The consolidation plan, which is separate from a much larger Regional School Unit being considered under the state’s reorganization law, was drafted by Sara Alberts, who is superintendent of both the Millinocket School Department and Union 113.

Under Alberts’ plan, Granite Street School in Millinocket and Opal Myrick Elementary School in East Millinocket would close; Medway Middle School would be reassigned to house pre-kindergarten to grade three pupils; Schenck High School in East Millinocket would now accommodate grades four to eight; and Stearns High School in Millinocket would house – with extensive barriers between them – kindergarten to grade three and grades nine to 12.

Millinocket officials said Schenck could house high school students while Stearns would take grades four to eight, but the dispute seemed more fundamental.

Except for acting East Millinocket School Committee Chairman Gary Morin, no Medway, Woodville or East Millinocket official spoke for consolidating with Millinocket. They said they found no will among residents in their communities to send students to the Magic City.

“We are just not getting a push to go toward Millinocket,” Medway board member Greg Stanley said.

Board member Mary Tompkins of Woodville said she preferred sending students to SAD 67 schools in Chester, Lincoln and Mattawamkeag because she said, “Lincoln treats outsiders better than Millinocket does.”

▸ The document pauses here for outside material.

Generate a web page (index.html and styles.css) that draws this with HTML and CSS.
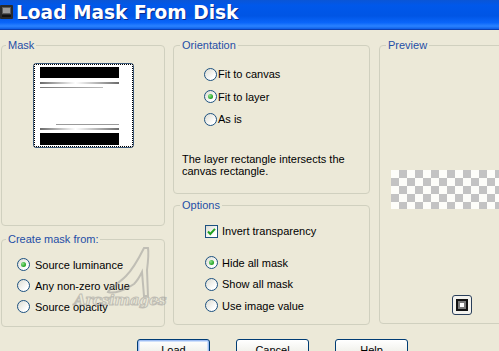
FILE: index.html
```html
<!DOCTYPE html>
<html>
<head>
<meta charset="utf-8">
<title>Load Mask From Disk</title>
<link rel="stylesheet" href="styles.css">
</head>
<body>
<div class="window">
  <div class="titlebar">
    <svg class="app-icon" width="13" height="14" viewBox="0 0 13 14">
      <rect x="0" y="0" width="13" height="14" rx="1" fill="#2a2a2a"/>
      <rect x="2" y="2" width="9" height="7" fill="#5a5a5a"/>
      <rect x="3" y="3" width="7" height="5" fill="#9a9a9a"/>
      <rect x="2" y="10" width="9" height="2" fill="#111"/>
    </svg>
    <span class="title">Load Mask From Disk</span>
  </div>

  <div class="client">
    <div class="col col-left">
      <fieldset class="group mask-group">
        <legend>Mask</legend>
        <div class="thumb">
          <div class="focus">
            <svg width="97" height="81" viewBox="0 0 97 81">
              <defs>
                <linearGradient id="fade" x1="0" x2="1">
                  <stop offset="0" stop-color="#6a6a6a"/>
                  <stop offset="0.45" stop-color="#ffffff"/>
                  <stop offset="1" stop-color="#6a6a6a"/>
                </linearGradient>
                <linearGradient id="fadeL" x1="0" x2="1">
                  <stop offset="0" stop-color="#777"/>
                  <stop offset="1" stop-color="#bbb"/>
                </linearGradient>
              </defs>
              <rect width="97" height="81" fill="#fff"/>
              <rect x="5" y="2" width="79" height="11" fill="#000"/>
              <rect x="5" y="17" width="79" height="2" fill="url(#fade)"/>
              <rect x="5" y="22" width="63" height="1" fill="url(#fadeL)"/>
              <rect x="21" y="59" width="63" height="1" fill="#9a9a9a"/>
              <rect x="5" y="63" width="79" height="2" fill="url(#fade)"/>
              <rect x="5" y="68" width="79" height="12" fill="#000"/>
            </svg>
          </div>
        </div>
      </fieldset>

      <fieldset class="group source-group">
        <legend>Create mask from:</legend>
        <div class="inner">
          <div class="opt"><span class="radio on"></span>Source luminance</div>
          <div class="opt"><span class="radio"></span>Any non-zero value</div>
          <div class="opt"><span class="radio"></span>Source opacity</div>
        </div>
      </fieldset>
    </div>

    <div class="col col-mid">
      <fieldset class="group orient-group">
        <legend>Orientation</legend>
        <div class="inner">
          <div class="opt"><span class="radio"></span>Fit to canvas</div>
          <div class="opt"><span class="radio on"></span>Fit to layer</div>
          <div class="opt"><span class="radio"></span>As is</div>
        </div>
        <p class="note">The layer rectangle intersects the canvas rectangle.</p>
      </fieldset>

      <fieldset class="group options-group">
        <legend>Options</legend>
        <div class="inner">
          <div class="opt check-row">
            <span class="check">
              <svg width="11" height="11" viewBox="0 0 11 11"><path d="M2 5.5 L4.3 8 L9 2.8" fill="none" stroke="#21a121" stroke-width="2"/></svg>
            </span>Invert transparency
          </div>
          <div class="radios">
            <div class="opt"><span class="radio on"></span>Hide all mask</div>
            <div class="opt"><span class="radio"></span>Show all mask</div>
            <div class="opt"><span class="radio"></span>Use image value</div>
          </div>
        </div>
      </fieldset>
    </div>

    <div class="col col-right">
      <fieldset class="group preview-group">
        <legend>Preview</legend>
        <div class="checker"></div>
        <div class="mini-btn"><span class="mini-glyph"></span></div>
      </fieldset>
    </div>
  </div>

  <div class="buttons">
    <button class="btn default">Load</button>
    <button class="btn">Cancel</button>
    <button class="btn">Help</button>
  </div>

  <div class="watermark">
    <svg width="60" height="56" viewBox="0 0 60 56">
      <path d="M40 2 C36 10 30 22 22 30 C14 38 6 42 4 46 C10 48 22 44 30 38 C34 34 36 30 38 26 L40 50 L44 50 L43 24 C44 16 45 8 44 2 Z" fill="none" stroke="#8c8c8c" stroke-width="2"/>
    </svg>
    <span class="wm-text">Arcsimages</span>
  </div>
</div>
</body>
</html>
```

FILE: styles.css
```css
html, body { margin:0; padding:0; }
body
{
  background:#ece9d8;
  font: 11px "Liberation Sans", Arial, sans-serif;
  color:#000;
  overflow:hidden;
}

.window
{
  position:relative;
  width:499px;
  height:351px;
  overflow:hidden;
  display:flex;
  flex-direction:column;
}

/* xp style caption */
.titlebar
{
  flex:none;
  height:29px;
  border-bottom:1px solid #0a3fb4;
  background:linear-gradient(#0a55d6 0%, #0058ea 18%, #0055e5 55%, #0a66fa 78%, #2a82ff 90%, #0d5ee6 100%);
  display:flex;
  align-items:flex-start;
}
.app-icon { margin:5px 3px 0 0; flex:none; }
.title
{
  margin-top:2px;
  font:bold 18.6px/22px "DejaVu Sans", sans-serif;
  color:#fff;
  text-shadow:1px 1px 0 #0b2a8a;
  white-space:nowrap;
}

.client
{
  display:flex;
  align-items:flex-start;
  padding:8px 0 0 1px;
}
.col { display:flex; flex-direction:column; flex:none; }
.col-left { width:164px; gap:6px; }
.col-mid { width:197px; margin-left:8px; gap:4px; }
.col-right { width:150px; margin-left:9px; }

fieldset.group
{
  margin:0;
  padding:0;
  min-width:0;
  box-sizing:border-box;
  border:1px solid #d0d0bf;
  border-radius:4px;
}
fieldset.group > legend
{
  padding:0 2px;
  margin-left:6px;
  line-height:14px;
  color:#1f4ea6;
}
fieldset.mask-group > legend, fieldset.source-group > legend { margin-left:4px; }

fieldset.mask-group { height:188px; }
fieldset.source-group { height:95px; padding-top:8px; }
fieldset.orient-group { height:156px; padding-top:11px; }
fieldset.options-group { height:127px; padding-top:8px; }
fieldset.preview-group { height:286px; }

.source-group .inner { padding-left:15px; }
.orient-group .inner { padding-left:30px; }
.options-group .inner { padding-left:31px; }

/* radio / check rows */
.opt
{
  display:flex;
  align-items:center;
  height:21px;
  white-space:nowrap;
}
.orient-group .opt { height:22.5px; }
.radio
{
  position:relative;
  flex:none;
  width:13px;
  height:13px;
  box-sizing:border-box;
  border:1px solid #1c5180;
  border-radius:50%;
  background:linear-gradient(135deg, #dcdcd2, #fff 75%);
  margin-right:5px;
}
.orient-group .radio { margin-right:1px; }
.options-group .radio { margin-right:4px; }
.radio.on::after
{
  content:"";
  position:absolute;
  left:3px;
  top:3px;
  width:5px;
  height:5px;
  border-radius:50%;
  background:radial-gradient(circle at 35% 35%, #8ee28e, #21a121 70%);
}

.check
{
  flex:none;
  width:13px;
  height:13px;
  box-sizing:border-box;
  border:1px solid #1c5180;
  background:linear-gradient(135deg, #dcdcd2, #fff 75%);
  margin-right:4px;
}
.check svg { display:block; }
.check-row { height:22px; }
.radios { margin-top:10px; }
.radios .opt { height:21.5px; }

.note
{
  margin:22px 0 0 8px;
  width:180px;
  line-height:12px;
}

/* mask thumbnail */
.thumb
{
  width:101px;
  height:85px;
  box-sizing:border-box;
  margin:11px 0 0 31px;
  border:1px solid #3c5876;
  border-radius:3px;
  background:#fff;
}
.focus
{
  border:1px dotted #000;
}
.focus svg { display:block; }

/* preview */
.checker
{
  margin:118px 0 0 11px;
  height:39px;
  background:repeating-conic-gradient(#c3c3c3 0 25%, #fdfdf9 0 50%) 0 0 / 16px 16px;
}
.mini-btn
{
  width:20px;
  height:20px;
  box-sizing:border-box;
  margin:86px 0 0 72px;
  border:1px solid #2a3f5a;
  border-radius:3px;
  background:#f4f3ee;
  display:flex;
  align-items:center;
  justify-content:center;
}
.mini-glyph
{
  width:12px;
  height:12px;
  box-sizing:border-box;
  border:2px solid #111;
  background:#fff;
  box-shadow:inset 0 0 0 2px #7a7a7a;
}

/* dialog buttons */
.buttons
{
  display:flex;
  gap:26px;
  padding-left:137px;
  margin-top:12px;
}
.btn
{
  width:73px;
  height:23px;
  flex:none;
  box-sizing:border-box;
  padding:3px 0 0;
  border:1px solid #003c74;
  border-radius:3px;
  background:linear-gradient(#fff, #f0f0ea 60%, #e3e2da);
  font:11px/14px "Liberation Sans", Arial, sans-serif;
  color:#000;
  display:flex;
  justify-content:center;
  align-items:flex-start;
}
.btn.default { box-shadow:inset 0 0 0 1px #9dbcf2, inset 0 0 0 2px #cfe0fb; }

/* faint stamp over the dialog */
.watermark
{
  position:absolute;
  left:74px;
  top:246px;
  width:90px;
  height:70px;
  pointer-events:none;
  opacity:.45;
}
.watermark svg { position:absolute; left:30px; top:0; }
.wm-text
{
  position:absolute;
  left:0;
  top:44px;
  font:italic bold 15px/20px "DejaVu Serif", serif;
  letter-spacing:-0.5px;
  color:transparent;
  -webkit-text-stroke:1px #8a8a8a;
  white-space:nowrap;
}
```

“When we go to Lincoln, we don’t get booed,” Tompkins said after the meeting, recalling how recently Millinocket students booed the arrival of Woodville students to a common school function. “It was that way when I was in high school.

“I don’t have anything against Millinocket, really,” she added. “I just wish they were less arrogant.”

Millinocket has about 5,200 residents, while neighboring communities have fewer than 2,000 each. In other efforts to consolidate government services, economic development and schools, some Millinocket leaders have said their town should be the cultural and economic center of Katahdin because it’s the biggest.

The other towns don’t agree.

“It would be a lot easier to have [consolidation] in East Millinocket because that’s the most centralized location,” Tompkins said. “And my daughter said she wants to go to Schenck.”

Millinocket School Committee Chairman Thomas Malcolm said that the other towns should not have waited this long to start publicly setting a direction or critiquing Alberts’ plan.

The budget figures supporting Alberts’ plan are far from complete, but it would save at least $45,000, according to the superintendent. Morin estimated that it would have saved as much as $700,000 to East Millinocket residents in 2005-06 and more today given declining enrollment in Katahdin schools.

Without school closings, mergers and other proposed cost savings, per-student costs for the 1,096 students in Millinocket and Union 113, which are between $11,000 and $13,000, would continue to rise, Alberts has said. The statewide per-student average is about $9,000.

Beyond savings, the plan would restore many programs and positions cut in various towns through the last several years as school board members struggled to keep down costs. At present, the region’s school boards cannot continue to offer a quality education without significantly greater funding, Morin said.

Local consolidation could create a fine public school system in an economically depressed area that has enjoyed, and needs to maintain, good schools to help kindle its rebirth, officials said.

Discussion of the issue is to resume with a meeting tentatively set for Dec. 17 at Stearns High School in Millinocket.